SOURCE MATERIAL:
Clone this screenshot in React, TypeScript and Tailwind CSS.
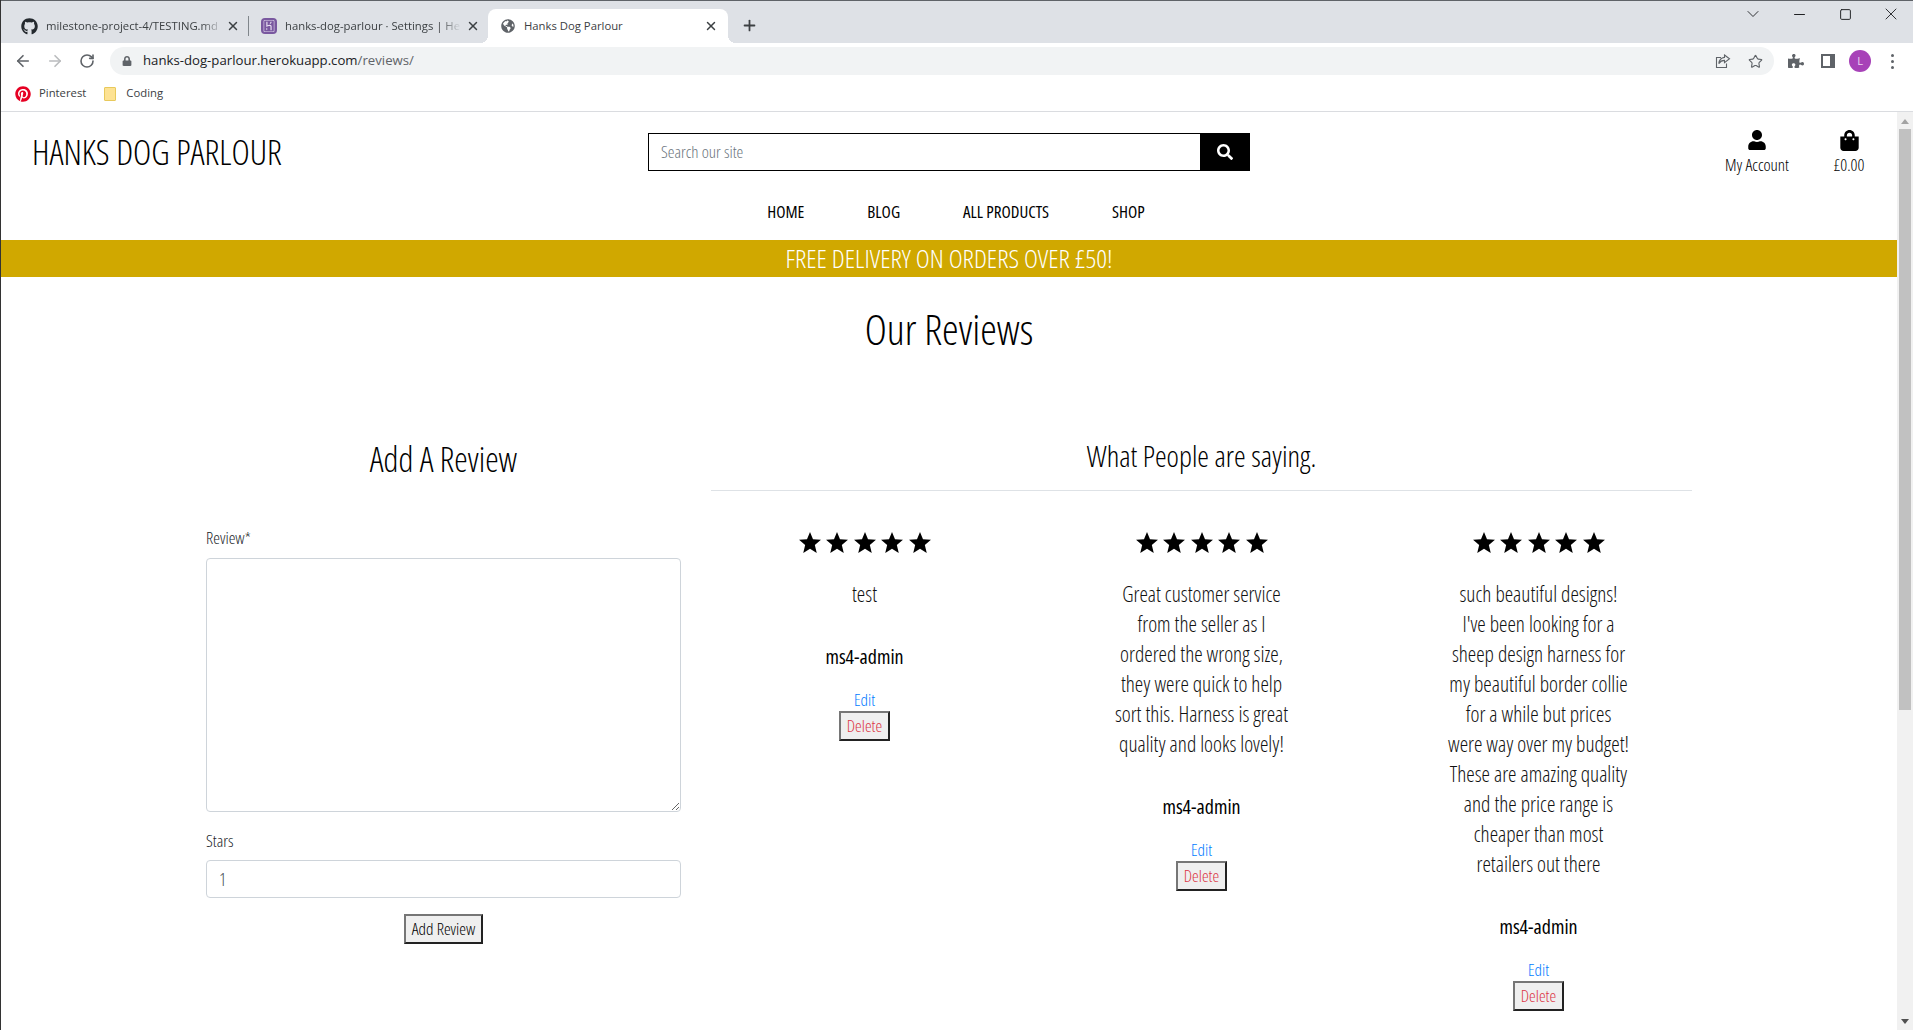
import { ArrowLeft, ArrowRight, ChevronDown, Minus, Plus, RotateCw, Square, Star, X } from 'lucide-react';
import { FaGithub, FaGlobeAmericas, FaLock, FaPinterest, FaPuzzlePiece, FaSearch, FaShoppingBag, FaUser } from 'react-icons/fa';
import { SiHeroku } from 'react-icons/si';

const reviews = [
  { id: 1, lines: ['test'] },
  {
    id: 2,
    lines: [
      'Great customer service',
      'from the seller as I',
      'ordered the wrong size,',
      'they were quick to help',
      'sort this. Harness is great',
      'quality and looks lovely!',
    ],
  },
  {
    id: 3,
    lines: [
      'such beautiful designs!',
      "I've been looking for a",
      'sheep design harness for',
      'my beautiful border collie',
      'for a while but prices',
      'were way over my budget!',
      'These are amazing quality',
      'and the price range is',
      'cheaper than most',
      'retailers out there',
    ],
  },
];

const navItems = ['HOME', 'BLOG', 'ALL PRODUCTS', 'SHOP'];

function BrowserChrome() {
  return (
    <div className="font-['Open_Sans',sans-serif] text-[#3c4043]">
      {/* Tab strip */}
      <div className="flex h-[43px] items-end border-t border-t-[#5f6368] bg-[#dee1e6] pl-2">
        <div className="flex h-[34px] w-[240px] items-center pl-3">
          <FaGithub className="mr-2 size-[17px] shrink-0 text-[#24292e]" />
          <span className="w-[177px] overflow-hidden whitespace-nowrap text-[11.3px] [mask-image:linear-gradient(to_right,black_88%,transparent)]">
            milestone-project-4/TESTING.md
          </span>
          <X className="ml-auto size-[14px] shrink-0" strokeWidth={2.5} />
          <span className="ml-2 h-5 w-px shrink-0 bg-[#80868b]" />
        </div>
        <div className="flex h-[34px] w-[239px] items-center pl-3 pr-2">
          <span className="mr-2 flex size-4 shrink-0 items-center justify-center rounded-sm bg-[#79589f]">
            <SiHeroku className="size-3 text-[#e6ddf0]" />
          </span>
          <span className="w-[176px] overflow-hidden whitespace-nowrap text-[11.3px] [mask-image:linear-gradient(to_right,black_88%,transparent)]">
            hanks-dog-parlour · Settings | Heroku
          </span>
          <X className="ml-auto size-[14px] shrink-0" strokeWidth={2.5} />
        </div>
        <div className="relative flex h-[34px] w-[240px] items-center rounded-t-lg bg-white pl-[13px] pr-2 before:absolute before:bottom-0 before:-left-2 before:size-2 before:bg-[radial-gradient(circle_at_0_0,transparent_8px,white_8px)] after:absolute after:bottom-0 after:-right-2 after:size-2 after:bg-[radial-gradient(circle_at_100%_0,transparent_8px,white_8px)]">
          <FaGlobeAmericas className="mr-[9px] size-[14px] shrink-0 text-[#5f6368]" />
          <span className="text-[11.3px]">Hanks Dog Parlour</span>
          <X className="ml-auto mr-[2px] size-[14px] shrink-0" strokeWidth={2.5} />
        </div>
        <Plus className="mb-[9px] ml-[13px] size-[17px] text-[#3c4043]" strokeWidth={2.5} />
        <div className="mb-[19px] ml-auto flex items-center self-end text-[#202124]">
          <span className="flex w-[46px] justify-center"><ChevronDown className="size-5" strokeWidth={1.1} /></span>
          <span className="flex w-[46px] justify-center"><Minus className="size-[17px]" strokeWidth={1.5} /></span>
          <span className="flex w-[46px] justify-center"><Square className="size-[13px]" strokeWidth={1.8} /></span>
          <span className="flex w-[45px] justify-center"><X className="size-5" strokeWidth={1.1} /></span>
        </div>
      </div>

      {/* Address bar */}
      <div className="flex h-[36px] items-center bg-white">
        <div className="flex w-[109px] items-center pl-[13px] text-[#5f6368]">
          <ArrowLeft className="size-[18px]" strokeWidth={2.2} />
          <ArrowRight className="ml-[14px] size-[18px] text-[#babcbe]" strokeWidth={2.2} />
          <RotateCw className="ml-[15px] size-4" strokeWidth={2.4} />
        </div>
        <div className="flex h-[28px] w-[1664px] items-center rounded-full bg-[#f1f3f4] pl-[12px] pr-[11px]">
          <FaLock className="size-[10px] text-[#5f6368]" />
          <span className="ml-[11px] text-[13.2px] text-[#202124]">
            hanks-dog-parlour.herokuapp.com<span className="text-[#5f6368]">/reviews/</span>
          </span>
          <svg viewBox="0 0 16 16" className="ml-auto size-4 text-[#5f6368]" fill="none" stroke="currentColor" strokeWidth="1.1">
            <path d="M6 4.5H1.5v10h10v-4" />
            <path d="M9.5 2l5 3.8-5 3.8V7.4C7 7.4 5.2 8.4 3.8 10.6c.4-3.6 2.4-5.8 5.7-6.2z" />
          </svg>
          <Star className="ml-[17px] size-[15px] text-[#5f6368]" strokeWidth={1.8} />
        </div>
        <div className="flex flex-1 items-center pl-[14px] text-[#5f6368]">
          <FaPuzzlePiece className="size-4" />
          <svg viewBox="0 0 14 14" className="ml-[17px] size-[14px]" fill="currentColor">
            <path d="M0 0h14v14H0zM2 2v10h7V2z" fillRule="evenodd" />
          </svg>
          <span className="ml-[14px] flex size-[22px] items-center justify-center rounded-full bg-[#a742b8] text-[11px] text-[#eed6f2]">L</span>
          <span className="ml-[20px] flex flex-col gap-[3px]">
            <span className="size-[3px] rounded-full bg-[#5f6368]" />
            <span className="size-[3px] rounded-full bg-[#5f6368]" />
            <span className="size-[3px] rounded-full bg-[#5f6368]" />
          </span>
        </div>
      </div>

      {/* Bookmarks */}
      <div className="flex h-[33px] items-center border-b border-b-[#dadce0] bg-white pb-[3px] pl-[14px] text-[11.3px]">
        <FaPinterest className="size-4 text-[#e60023]" />
        <span className="ml-2">Pinterest</span>
        <span className="ml-[18px] h-[14px] w-3 rounded-[1px] border border-[#e8c95c] bg-[#fde293]" />
        <span className="ml-[10px]">Coding</span>
      </div>
    </div>
  );
}

function Header() {
  return (
    <header className="bg-white">
      <div className="grid h-[81px] grid-cols-[1fr_602px_1fr]">
        <div className="pl-[31px] pt-[14px] text-[34.7px] leading-[52px] font-light text-black">HANKS DOG PARLOUR</div>
        <div className="mt-[21px] flex h-[38px] self-start">
          <div className="flex flex-1 items-center border border-r-0 border-black px-3 text-[17px] font-light text-[#6c757d]">Search our site</div>
          <div className="flex w-[50px] items-center justify-center bg-black">
            <FaSearch className="size-4 text-white" />
          </div>
        </div>
        <div className="flex justify-end pr-[2px] pt-[18px] text-[17px] font-light text-black">
          <div className="flex w-[92px] flex-col items-center">
            <FaUser className="size-[20px]" />
            <span className="mt-[2px] leading-[26px]">My Account</span>
          </div>
          <div className="flex w-[92px] flex-col items-center">
            <FaShoppingBag className="size-[21px]" />
            <span className="mt-[1px] leading-[26px]">£0.00</span>
          </div>
        </div>
      </div>
      <nav className="flex h-[47px] items-center justify-center gap-[63px] pb-[9px] pl-[14px] text-[17px] text-black">
        {navItems.map((item) => (
          <span key={item}>{item}</span>
        ))}
      </nav>
      <div className="flex h-[37px] items-center justify-center bg-[#d0a800] text-[26.5px] font-light text-white">
        FREE DELIVERY ON ORDERS OVER £50!
      </div>
    </header>
  );
}

function ReviewStar() {
  return (
    <svg viewBox="0 0 24 23" className="h-[21px] w-[22px]" fill="currentColor">
      <polygon points="12,0 15.3,8 24,8.6 17.3,14.2 19.4,23 12,18.3 4.6,23 6.7,14.2 0,8.6 8.7,8" />
    </svg>
  );
}

function ReviewCard({ lines }: { lines: string[] }) {
  return (
    <div className="flex flex-col items-center px-[15px]">
      <div className="mt-[41px] flex gap-[5.5px] text-black">
        {[...Array(5)].map((_, i) => (
          <ReviewStar key={i} />
        ))}
      </div>
      <p className="mt-[26px] text-center text-[21.3px] leading-[30px] font-light text-[#111]">
        {lines.map((line) => (
          <span key={line} className="block whitespace-nowrap">{line}</span>
        ))}
      </p>
      <div className="mt-[33px] text-[20px] leading-[30px] font-medium text-black">ms4-admin</div>
      <a className="mt-[16px] text-[17px] leading-[24px] font-light text-[#007bff]">Edit</a>
      <button className="-mt-[1px] flex h-[30px] w-[51px] items-center justify-center border-2 border-t-[#767676] border-l-[#767676] border-r-[#222] border-b-[#222] bg-[#efefef] text-[17px] font-light text-[#dc3545]">
        Delete
      </button>
    </div>
  );
}

export default function App() {
  return (
    <div className="h-screen overflow-hidden border-l border-l-[#333] bg-white font-['Open_Sans',sans-serif] font-stretch-[75%]">
      <div className="font-stretch-[100%]">
        <BrowserChrome />
      </div>
      <div className="relative flex h-[918px]">
        <main className="w-[1896px] shrink-0">
          <Header />
          <h1 className="mt-[27px] text-center text-[42px] leading-[50px] font-light text-black">Our Reviews</h1>
          <div className="mx-auto mt-[80px] grid w-[1516px] grid-cols-[505px_1011px]">
            <section className="px-[15px]">
              <h2 className="mt-[3px] text-center text-[34px] leading-[44px] font-light text-black">Add A Review</h2>
              <label className="mt-[45px] block text-[17px] leading-[24px] font-light text-[#212529]">Review*</label>
              <textarea className="mt-2 block h-[254px] w-full rounded border border-[#ced4da]" />
              <label className="mt-[17px] block text-[17px] leading-[24px] font-light text-[#212529]">Stars</label>
              <div className="mt-[7px] flex h-[38px] items-center rounded border border-[#ced4da] px-3 text-[18px] font-light text-[#495057]">1</div>
              <div className="mt-[16px] flex justify-center">
                <button className="flex h-[30px] w-[79px] items-center justify-center border-2 border-t-[#767676] border-l-[#767676] border-r-[#222] border-b-[#222] bg-[#efefef] text-[17px] font-light text-black">
                  Add Review
                </button>
              </div>
            </section>
            <section>
              <div className="mx-[15px] border-b border-b-[#dee2e6] pb-[12px] text-center text-[29.5px] leading-[44px] font-light text-black">
                What People are saying.
              </div>
              <div className="grid grid-cols-3">
                {reviews.map((r) => (
                  <ReviewCard key={r.id} lines={r.lines} />
                ))}
              </div>
            </section>
          </div>
        </main>
        {/* Scrollbar */}
        <div className="flex w-4 flex-col items-center bg-[#f1f1f1]">
          <span className="mt-[7px] border-x-[4px] border-b-[5px] border-x-transparent border-b-[#a3a3a3]" />
          <span className="mt-[5px] h-[581px] w-3 bg-[#c1c1c1]" />
          <span className="mt-auto mb-[6px] border-x-[4px] border-t-[5px] border-x-transparent border-t-[#505050]" />
        </div>
      </div>
    </div>
  );
}
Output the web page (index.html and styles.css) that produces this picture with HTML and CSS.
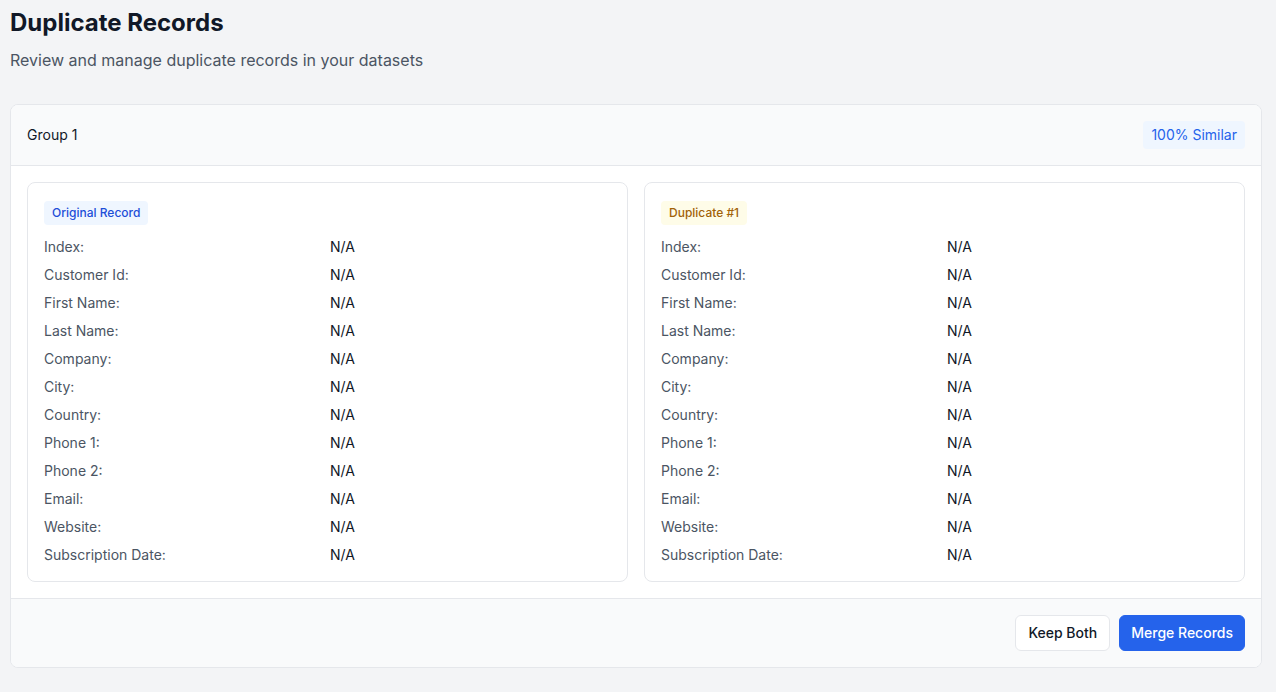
FILE: index.html
```html
<!DOCTYPE html>
<html lang="en">
<head>
<meta charset="utf-8">
<title>Duplicate Records</title>
<link rel="stylesheet" href="styles.css">
</head>
<body>
<main class="page">
  <header class="page-head">
    <h1 class="title">Duplicate Records</h1>
    <p class="subtitle">Review and manage duplicate records in your datasets</p>
  </header>

  <section class="group">
    <div class="group-head">
      <span class="group-name">Group 1</span>
      <span class="similar">100% Similar</span>
    </div>
    <div class="group-body">
      <div class="record">
        <div class="record-tag-row"><span class="tag tag-original">Original Record</span></div>
        <dl class="fields">
          <div class="field"><dt>Index:</dt><dd>N/A</dd></div>
          <div class="field"><dt>Customer Id:</dt><dd>N/A</dd></div>
          <div class="field"><dt>First Name:</dt><dd>N/A</dd></div>
          <div class="field"><dt>Last Name:</dt><dd>N/A</dd></div>
          <div class="field"><dt>Company:</dt><dd>N/A</dd></div>
          <div class="field"><dt>City:</dt><dd>N/A</dd></div>
          <div class="field"><dt>Country:</dt><dd>N/A</dd></div>
          <div class="field"><dt>Phone 1:</dt><dd>N/A</dd></div>
          <div class="field"><dt>Phone 2:</dt><dd>N/A</dd></div>
          <div class="field"><dt>Email:</dt><dd>N/A</dd></div>
          <div class="field"><dt>Website:</dt><dd>N/A</dd></div>
          <div class="field"><dt>Subscription Date:</dt><dd>N/A</dd></div>
        </dl>
      </div>
      <div class="record">
        <div class="record-tag-row"><span class="tag tag-duplicate">Duplicate #1</span></div>
        <dl class="fields">
          <div class="field"><dt>Index:</dt><dd>N/A</dd></div>
          <div class="field"><dt>Customer Id:</dt><dd>N/A</dd></div>
          <div class="field"><dt>First Name:</dt><dd>N/A</dd></div>
          <div class="field"><dt>Last Name:</dt><dd>N/A</dd></div>
          <div class="field"><dt>Company:</dt><dd>N/A</dd></div>
          <div class="field"><dt>City:</dt><dd>N/A</dd></div>
          <div class="field"><dt>Country:</dt><dd>N/A</dd></div>
          <div class="field"><dt>Phone 1:</dt><dd>N/A</dd></div>
          <div class="field"><dt>Phone 2:</dt><dd>N/A</dd></div>
          <div class="field"><dt>Email:</dt><dd>N/A</dd></div>
          <div class="field"><dt>Website:</dt><dd>N/A</dd></div>
          <div class="field"><dt>Subscription Date:</dt><dd>N/A</dd></div>
        </dl>
      </div>
    </div>
    <div class="group-foot">
      <button class="btn btn-secondary" type="button">Keep Both</button>
      <button class="btn btn-primary" type="button">Merge Records</button>
    </div>
  </section>
</main>
</body>
</html>
```

FILE: styles.css
```css
* { box-sizing: border-box; }

html, body {
  margin: 0;
  background: #f3f4f6;
  font-family: Inter, "Noto Sans", "Liberation Sans", sans-serif;
  color: #111827;
}

.page {
  padding: 7px 14px 24px 10px;
}

.page-head {
  margin-bottom: 32px;
}

.title {
  margin: 0;
  font-size: 24px;
  line-height: 32px;
  font-weight: 700;
  color: #111827;
}

.subtitle {
  margin: 9px 0 0 0;
  font-size: 16px;
  line-height: 24px;
  color: #4b5563;
}

.group {
  border: 1px solid #e5e7eb;
  border-radius: 8px;
  background: #ffffff;
  overflow: hidden;
}

.group-head {
  display: flex;
  align-items: center;
  justify-content: space-between;
  padding: 16px;
  background: #f9fafb;
  border-bottom: 1px solid #e5e7eb;
}

.group-name {
  font-size: 14px;
  line-height: 20px;
  font-weight: 400;
  color: #111827;
}

.similar {
  display: inline-block;
  padding: 4px 8px;
  border-radius: 4px;
  background: #eff6ff;
  color: #2563eb;
  font-size: 14px;
  line-height: 20px;
}

.group-body {
  display: grid;
  grid-template-columns: 1fr 1fr;
  gap: 16px;
  padding: 16px;
}

.record {
  border: 1px solid #e5e7eb;
  border-radius: 8px;
  padding: 18px 16px 16px 16px;
}

.record-tag-row {
  margin-bottom: 12px;
}

.tag {
  display: inline-block;
  padding: 4px 8px;
  border-radius: 4px;
  font-size: 12px;
  line-height: 16px;
  font-weight: 500;
}

.tag-original {
  background: #eff6ff;
  color: #1d4ed8;
}

.tag-duplicate {
  background: #fefce8;
  color: #a16207;
}

.fields {
  margin: 0;
  display: flex;
  flex-direction: column;
  gap: 8px;
}

.field {
  display: grid;
  grid-template-columns: 1fr 1fr;
  column-gap: 5px;
  font-size: 14px;
  line-height: 20px;
}

.field dt {
  color: #4b5563;
  font-weight: 400;
}

.field dd {
  margin: 0;
  color: #111827;
}

.group-foot {
  display: flex;
  justify-content: flex-end;
  gap: 9px;
  padding: 16px;
  background: #f9fafb;
  border-top: 1px solid #e5e7eb;
}

.btn {
  height: 36px;
  padding: 0 12px;
  border-radius: 6px;
  font-family: inherit;
  font-size: 14px;
  line-height: 20px;
  font-weight: 500;
  cursor: pointer;
}

.btn-secondary {
  background: #ffffff;
  border: 1px solid #e5e7eb;
  color: #111827;
}

.btn-primary {
  background: #2563eb;
  border: 1px solid #2563eb;
  color: #ffffff;
  padding: 0 11px;
}
```
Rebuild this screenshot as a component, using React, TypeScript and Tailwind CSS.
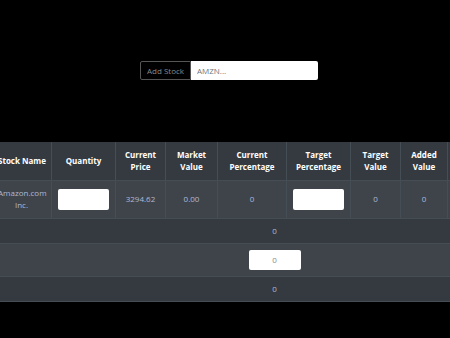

WRITTEN INSTRUCTION: Copy nothing but the lines from the top of the data down to the line containing "const navItems = ['HOME', 'BLOG', 'ALL", and leave the pictures out.

RIGHT ANSWER:
Clone this screenshot in React, TypeScript and Tailwind CSS.
import { ArrowLeft, ArrowRight, ChevronDown, Minus, Plus, RotateCw, Square, Star, X } from 'lucide-react';
import { FaGithub, FaGlobeAmericas, FaLock, FaPinterest, FaPuzzlePiece, FaSearch, FaShoppingBag, FaUser } from 'react-icons/fa';
import { SiHeroku } from 'react-icons/si';

const reviews = [
  { id: 1, lines: ['test'] },
  {
    id: 2,
    lines: [
      'Great customer service',
      'from the seller as I',
      'ordered the wrong size,',
      'they were quick to help',
      'sort this. Harness is great',
      'quality and looks lovely!',
    ],
  },
  {
    id: 3,
    lines: [
      'such beautiful designs!',
      "I've been looking for a",
      'sheep design harness for',
      'my beautiful border collie',
      'for a while but prices',
      'were way over my budget!',
      'These are amazing quality',
      'and the price range is',
      'cheaper than most',
      'retailers out there',
    ],
  },
];

const navItems = ['HOME', 'BLOG', 'ALL PRODUCTS', 'SHOP'];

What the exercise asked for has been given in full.